Personal information
- Date of birth: May 6, 1981 (age 44)
- Place of birth: Naples, Italy
- Height: 1.90 m (6 ft 3 in)
- Position: Centre back

Team information
- Current team: LUISS (head coach)

Senior career*
- Years: Team / Apps / (Gls)
- 1997–1998: Napoli / 1 / (0)
- 1999–2002: Sampdoria / 32 / (0)
- 2002–2003: Salernitana / 17 / (4)
- 2003–2005: Perugia / 39 / (3)
- 2003–2004: → Catania (loan) / 42 / (0)
- 2005–2012: Lazio / 85 / (6)
- 2008: → Juventus (loan) / 5 / (1)
- 2008–2009: → Lecce (loan) / 21 / (0)
- 2012: → Atalanta (loan) / 16 / (0)
- 2012–2016: Atalanta / 95 / (7)
- 2017–2018: Pescara / 10 / (0)

Managerial career
- 2021–: LUISS

= Guglielmo Stendardo =

Italian footballer

Guglielmo Stendardo (born 6 May 1981) is an Italian football coach and former player, who played as a central defender.

He is currently in charge as head coach of Eccellenza amateurs LUISS.

==Club career==
===Early career===
Stendardo began his career at Napoli in 1997 and has played for a number of top Italian football clubs, including Sampdoria, Lazio, and Juventus, as well as early spells with Salernitana and Perugia; during his time with the latter club, he was sent on loan to Catania for the 2003–04 season.
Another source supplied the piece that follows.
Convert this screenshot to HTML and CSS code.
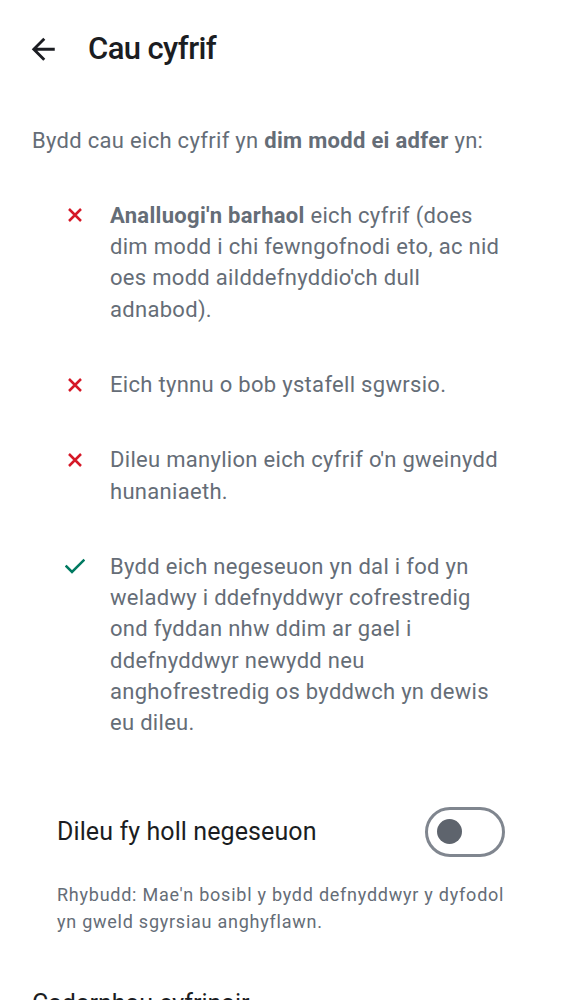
FILE: index.html
```html
<!DOCTYPE html>
<html lang="cy">
<head>
<meta charset="utf-8">
<title>Cau cyfrif</title>
<link rel="stylesheet" href="styles.css">
</head>
<body>
<div class="screen">
  <header class="topbar">
    <svg class="back" viewBox="0 0 24 24" aria-hidden="true"><path d="M20 11H7.83l5.59-5.59L12 4l-8 8 8 8 1.41-1.41L7.83 13H20v-2z"/></svg>
    <h1 class="title">Cau cyfrif</h1>
  </header>

  <p class="intro">Bydd cau eich cyfrif yn <b>dim modd ei adfer</b> yn:</p>

  <ul class="items">
    <li class="item">
      <svg class="mark bad" viewBox="0 0 16 16"><path d="M2 2L14 14M14 2L2 14"/></svg>
      <span><b>Analluogi'n barhaol</b> eich cyfrif (does dim modd i chi fewngofnodi eto, ac nid oes modd ailddefnyddio'ch dull adnabod).</span>
    </li>
    <li class="item">
      <svg class="mark bad" viewBox="0 0 16 16"><path d="M2 2L14 14M14 2L2 14"/></svg>
      <span>Eich tynnu o bob ystafell sgwrsio.</span>
    </li>
    <li class="item">
      <svg class="mark bad" viewBox="0 0 16 16"><path d="M2 2L14 14M14 2L2 14"/></svg>
      <span>Dileu manylion eich cyfrif o'n gweinydd hunaniaeth.</span>
    </li>
    <li class="item">
      <svg class="mark good" viewBox="0 0 20 16"><path d="M1.5 8.5L7 14L18.5 2.5"/></svg>
      <span>Bydd eich negeseuon yn dal i fod yn weladwy i ddefnyddwyr cofrestredig ond fyddan nhw ddim ar gael i ddefnyddwyr newydd neu anghofrestredig os byddwch yn dewis eu dileu.</span>
    </li>
  </ul>

  <div class="toggle-row">
    <span class="toggle-label">Dileu fy holl negeseuon</span>
    <span class="switch"><span class="thumb"></span></span>
  </div>
  <p class="warning">Rhybudd: Mae'n bosibl y bydd defnyddwyr y dyfodol yn gweld sgyrsiau anghyflawn.</p>

  <p class="field-label">Cadarnhau cyfrinair</p>
</div>
</body>
</html>
```

FILE: styles.css
```css
html, body {
  margin: 0;
  padding: 0;
  background: #ffffff;
}

body {
  font-family: Roboto, "Noto Sans", sans-serif;
  color: #656d77;
  overflow: hidden;
}

.screen {
  width: 562px;
  height: 1000px;
  overflow: hidden;
}

.topbar {
  display: flex;
  align-items: center;
  height: 98px;
  padding-left: 26px;
  box-sizing: border-box;
}

.back {
  width: 34.5px;
  height: 34.5px;
  fill: #1b1d22;
  flex: none;
}

.title {
  margin: 0 0 0 27.5px;
  font-size: 31px;
  font-weight: 500;
  letter-spacing: -0.6px;
  color: #1b1d22;
  line-height: 40px;
}

.intro {
  margin: 26.5px 32px 0 32px;
  font-size: 22px;
  letter-spacing: 0.3px;
  line-height: 31.3px;
}

.intro b, .item b {
  font-weight: 700;
}

.items {
  list-style: none;
  margin: 44px 0 0 0;
  padding: 0 57px 0 65px;
  display: flex;
  flex-direction: column;
  gap: 44px;
}

.item {
  display: flex;
  align-items: flex-start;
  font-size: 22px;
  letter-spacing: 0.3px;
  line-height: 31.3px;
}

.mark {
  flex: none;
  width: 20px;
  height: 16px;
  margin-top: 7.6px;
  margin-right: 25px;
  fill: none;
  stroke-width: 2.5;
}

.mark.bad {
  stroke: #d51928;
  width: 16px;
  margin-left: 1.5px;
  margin-right: 27.5px;
}

.mark.good {
  stroke: #007a61;
  stroke-linecap: square;
}

.toggle-row {
  display: flex;
  align-items: center;
  justify-content: space-between;
  margin-top: 68px;
  padding: 0 57px;
  height: 50px;
}

.toggle-label {
  font-size: 25px;
  letter-spacing: 0.1px;
  color: #1b1d22;
}

.switch {
  box-sizing: border-box;
  width: 80px;
  height: 50px;
  border: 3px solid #80868f;
  border-radius: 25px;
  display: flex;
  align-items: center;
  padding-left: 9px;
}

.thumb {
  width: 25px;
  height: 25px;
  border-radius: 50%;
  background: #5e646d;
}

.warning {
  margin: 24px 40px 0 57px;
  font-size: 18px;
  letter-spacing: 0.75px;
  line-height: 27px;
}

.field-label {
  margin: 54px 32px 0 32px;
  font-size: 25px;
  color: #1b1d22;
}
```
===Journeyman: Lazio, Juventus return and Lecce===
Stendardo was signed by S.S. Lazio in August 2005 on a free transfer. His previous club A.C. Perugia, went bankrupt at the start of the 2005–06 season. After a 3–2 defeat to Juventus in late 2007, Stendardo had a falling-out with Lazio manager Delio Rossi and demanded a transfer during the January 2008 transfer window.

In January 2008, Juventus officially announced the signing of Stendardo to a 6-month loan deal, for €400,000, with an option to buy him outright in the summer. On 1 September he was loaned to Lecce in a one-year deal, and spent the 2008–09 season with the Giallorossi with little success, as the side went relegated to Serie B.

Stendardo then returned to Lazio at the end of the season, and played 33 Serie A games for the club during the next 2 seasons.

===Atalanta===
After making no appearances in 2011–12, he left for Atalanta in January 2012, on loan until June. In August, he was bought outright by La Dea.

==Coaching career==
In August 2021, Stendardo took over on his first role as a first team manager, coaching Eccellenza amateurs LUISS, the football branch of the Libera Università Internazionale degli Studi Sociali Guido Carli.

==Style of play==
Stendardo is characterized by his physical stature and tenacity as a central defender, rather than by speed or technical proficiency. Although he is not noted for his pace or specific technical skills, Stendardo has made a name for himself as a large, tall, physically strong and tenacious central defender.

==Personal life==
Stendardo's brother, Mariano, is also a footballer. During his playing career, Guglielmo managed to obtain a law degree; in December 2012, he was the source of controversy when he pulled out of a Coppa Italia match against Roma in order to sit an exam in Salerno for his law degree, and was subsequently fined by Atalanta.